Articles for the Month of January 2018

Azure Machine Learning Workbench

Microsoft released Azure Machine Learning Workbench at the Ignite conference on September 25, 2017 as a public preview.  This tool is a new tool which they are adding to their Azure ecosystem, which includes the machine learning tool they introduced three years ago, Azure Machine Learning Studio. Microsoft has said they plan on keeping both products. When asked about the two products, they said that the earlier tool, Azure Machine Learning Studio, is targeted to developers who wanted to add machine learning to their current applications, as it is an easy to use tool that doesn’t require a person to be a trained data scientist.  Azure Machine Learning Workbench is targeted to data scientists who want to bring in other libraries, like TensorFlow for Python, and delve deep into the data.

Microsoft Moves into Machine Learning Management

Microsoft is looking for Azure Machine Learning Workbench for more than a tool to use for Machine Learning analysis. It is part of a system to manage and monitor the deployment of machine learning solutions with Azure Machine Learning Model Management. The management aspects are part of the application installation.  To install the Azure Machine Learning Workbench, the application download is available only by creating an account in Microsoft’s Azure environment, where a Machine Learning Model Management resource will be created as part of the install. Within this resource, you will be directed to create a virtual environment in Azure where you will be deploying and managing Machine Learning models.

This migration into management of machine learning components is part of a pattern first seen on the on-premises version of data science functionality.  First Microsoft helped companies manage the deployment of R code with SQL Server 2016 which includes the ability to move R code into SQL Server.  Providing this capability decreased the time it took to implement a data science solution by providing a means for the code can be deployed easily without the need for the R code to be re-written or included in another application. SQL Server 2017 expanded on this idea by allowing Python code to be deployed into SQL Server as well.  With the cloud service Model Management, Microsoft is hoping to centralize the implementation so that all Machine Learning services created can be managed in one place.

Hybrid Cloud, Desktop, and Python

While you must have an Azure account to use the Machine Learning Workbench, the application is designed to run on a locally on either a Mac or Windows computer.  There is a developer edition of the tool so that one can learn the tool and not incur a bill, which is the case with the previous product, Azure Machine Learning.  The download of Machine Learning Workbench must be accessed within an Azure account and is installed to your local computer.  When running the application from your computer, the application will prompt to log into your Azure account to load Azure Machine Learning Workbench.

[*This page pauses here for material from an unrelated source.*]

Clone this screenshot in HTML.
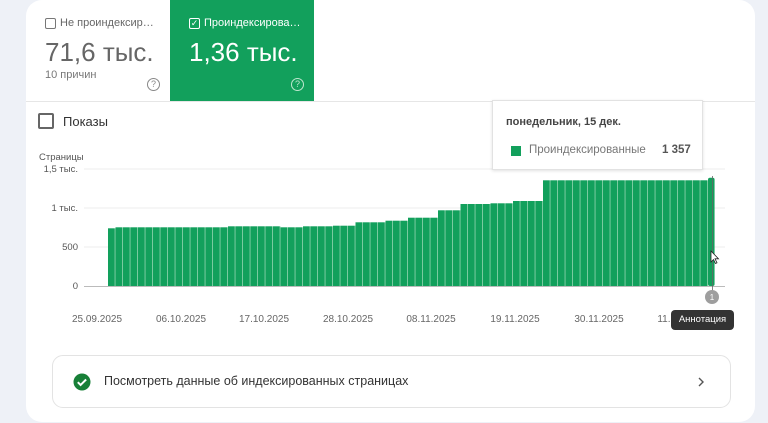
<!DOCTYPE html>
<html><head><meta charset="utf-8"><style>
*{margin:0;padding:0;box-sizing:border-box}
body{width:768px;height:423px;background:#eef1f7;font-family:"Liberation Sans",Arial,sans-serif;position:relative;overflow:hidden}
.card{position:absolute;left:26px;top:0;width:729px;height:422px;background:#fff;border-radius:16px;overflow:hidden}
.abs{position:absolute}
.tab1{left:0;top:0;width:144px;height:101px}
.tab2{left:144px;top:0;width:144px;height:101px;background:#12a05c;color:#fff}
.cb{width:11px;height:11px;border:1.3px solid #777;border-radius:2px}
.lbl{font-size:11px;color:#666}
.big{font-size:26px}
.q{width:13px;height:13px;border:1.2px solid #888;border-radius:50%;font-size:9px;text-align:center;line-height:11px;color:#888}
</style></head><body>
<div class="card">
 <div class="abs tab1">
  <div class="abs cb" style="left:19px;top:18px"></div>
  <div class="abs lbl" style="left:34px;top:17px">Не проиндексир…</div>
  <div class="abs big" style="left:19px;top:37px;color:#666">71,6 тыс.</div>
  <div class="abs lbl" style="left:19px;top:69px;color:#777">10 причин</div>
  <div class="abs q" style="left:121px;top:78px">?</div>
 </div>
 <div class="abs tab2">
  <div class="abs cb" style="left:19px;top:18px;border-color:#fff;font-size:9px;line-height:9px;text-align:center;color:#fff">✓</div>
  <div class="abs lbl" style="left:34px;top:17px;color:#fff">Проиндексирова…</div>
  <div class="abs big" style="left:19px;top:37px">1,36 тыс.</div>
  <div class="abs q" style="left:121px;top:78px;border-color:#bfe6cf;color:#bfe6cf">?</div>
 </div>
 <div class="abs" style="left:0;top:101px;width:729px;height:1px;background:#e6e6e6"></div>
 <div class="abs" style="left:12px;top:113px;width:16px;height:16px;border:2px solid #666;border-radius:2px"></div>
 <div class="abs" style="left:37px;top:114px;font-size:13px;color:#333">Показы</div>
</div>
<svg class="abs" style="left:0;top:0" width="768" height="423">
 <defs><pattern id="b" patternUnits="userSpaceOnUse" x="108" y="0" width="7.5" height="423"><rect x="0" y="0" width="7.5" height="423" fill="#86cfa7"/><rect x="0" y="0" width="6.6" height="423" fill="#12a05c"/></pattern></defs>
 <g font-size="9.5" fill="#555" text-anchor="end" font-family="Liberation Sans,Arial,sans-serif">
  <text x="39" y="160" text-anchor="start" fill="#555">Страницы</text>
  <text x="78" y="172">1,5 тыс.</text><text x="78" y="211">1 тыс.</text><text x="78" y="250">500</text><text x="78" y="289">0</text>
 </g>
 <g stroke="#ececec"><line x1="84" y1="169" x2="725" y2="169"/><line x1="84" y1="208" x2="725" y2="208"/><line x1="84" y1="247" x2="725" y2="247"/></g>
 <g fill="url(#b)">
  <rect x="108" y="228.3" width="7.5" height="57.7"/>
  <rect x="115.5" y="227.3" width="112.5" height="58.7"/>
  <rect x="228" y="226.3" width="52.5" height="59.7"/>
  <rect x="280.5" y="227.3" width="22.5" height="58.7"/>
  <rect x="303" y="226.3" width="30" height="59.7"/>
  <rect x="333" y="225.7" width="22.5" height="60.3"/>
  <rect x="355.5" y="222.3" width="30" height="63.7"/>
  <rect x="385.5" y="220.7" width="22.5" height="65.3"/>
  <rect x="408" y="217.7" width="30" height="68.3"/>
  <rect x="438" y="210.3" width="22.5" height="75.7"/>
  <rect x="460.5" y="204" width="30" height="82"/>
  <rect x="490.5" y="203.3" width="22.5" height="82.7"/>
  <rect x="513" y="201" width="30" height="85"/>
  <rect x="543" y="180.3" width="165" height="105.7"/>
  <rect x="708" y="177.7" width="6.6" height="108.3" rx="2"/>
 </g>
 <line x1="84" y1="286.5" x2="725" y2="286.5" stroke="#bbb"/>
 <line x1="712.5" y1="176" x2="712.5" y2="292" stroke="#666" stroke-width="0.8"/>
 <circle cx="712" cy="297" r="7" fill="#9e9e9e"/><text x="712" y="300" font-size="8" fill="#fff" text-anchor="middle" font-family="Liberation Sans">1</text>
 <path d="M711 251 l0 11 l2.5-2.5 l2 4 l1.5-.7 l-2-4 l3.5 0 z" fill="#fff" stroke="#222" stroke-width="0.8"/>
 <g font-size="10" fill="#666" text-anchor="middle" font-family="Liberation Sans,Arial,sans-serif">
  <text x="97" y="322">25.09.2025</text><text x="181" y="322">06.10.2025</text><text x="264" y="322">17.10.2025</text><text x="348" y="322">28.10.2025</text><text x="431" y="322">08.11.2025</text><text x="515" y="322">19.11.2025</text><text x="599" y="322">30.11.2025</text><text x="682" y="322">11.12.2025</text>
 </g>
</svg>
<div class="abs" style="left:671px;top:310px;width:63px;height:20px;background:#333;border-radius:4px;color:#fff;font-size:9.5px;text-align:center;line-height:20px">Аннотация</div>
<div class="abs" style="left:492px;top:100px;width:211px;height:70px;background:#fff;border:1px solid #e2e2e2;box-shadow:0 1px 3px rgba(0,0,0,.12)">
 <div class="abs" style="left:13px;top:15px;font-size:11px;font-weight:bold;color:#444">понедельник, 15 дек.</div>
 <div class="abs" style="left:18px;top:45px;width:10px;height:10px;background:#12a05c"></div>
 <div class="abs" style="left:36px;top:43px;font-size:11.5px;color:#777">Проиндексированные</div>
 <div class="abs" style="left:169px;top:43px;font-size:11.5px;color:#555;font-weight:bold">1 357</div>
</div>
<div class="abs" style="left:52px;top:355px;width:679px;height:53px;border:1px solid #e3e3e3;border-radius:11px;background:#fff">
 <svg class="abs" style="left:20px;top:17px" width="18" height="18"><circle cx="9" cy="9" r="8.5" fill="#188038"/><path d="M4.8 9.2 l2.8 2.8 l5.5-5.5" stroke="#fff" stroke-width="2" fill="none"/></svg>
 <div class="abs" style="left:51px;top:18px;font-size:12.5px;color:#333">Посмотреть данные об индексированных страницах</div>
 <svg class="abs" style="left:643px;top:20px" width="10" height="12"><path d="M3 2 l4 4 l-4 4" stroke="#555" stroke-width="1.4" fill="none"/></svg>
</div>
</body></html>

The application is designed to use and create Python code.  Azure Machine Learning Workbench does not contain any accommodation to incorporate machine learning components written in R, just Python.  If you have created machine learning components using R, they can be incorporated into the Azure Machine Learning Model Management if you create webservices which encapsulate the R code. The R code does not interface into Workbench, but can be made to be a part of the managed projectes in Azure. While it is possible to create a webservice for R with the earlier product with Azure Machine Learning, there is no direct way to include R with Azure Machine Learning Workbench.  There are a number of sample templates to get started using Python templates including the ubiquitous Iris dataset, Linear regression and several others.   Once the project is created, you can use your favorite IDE, it creates python code which can be read anywhere.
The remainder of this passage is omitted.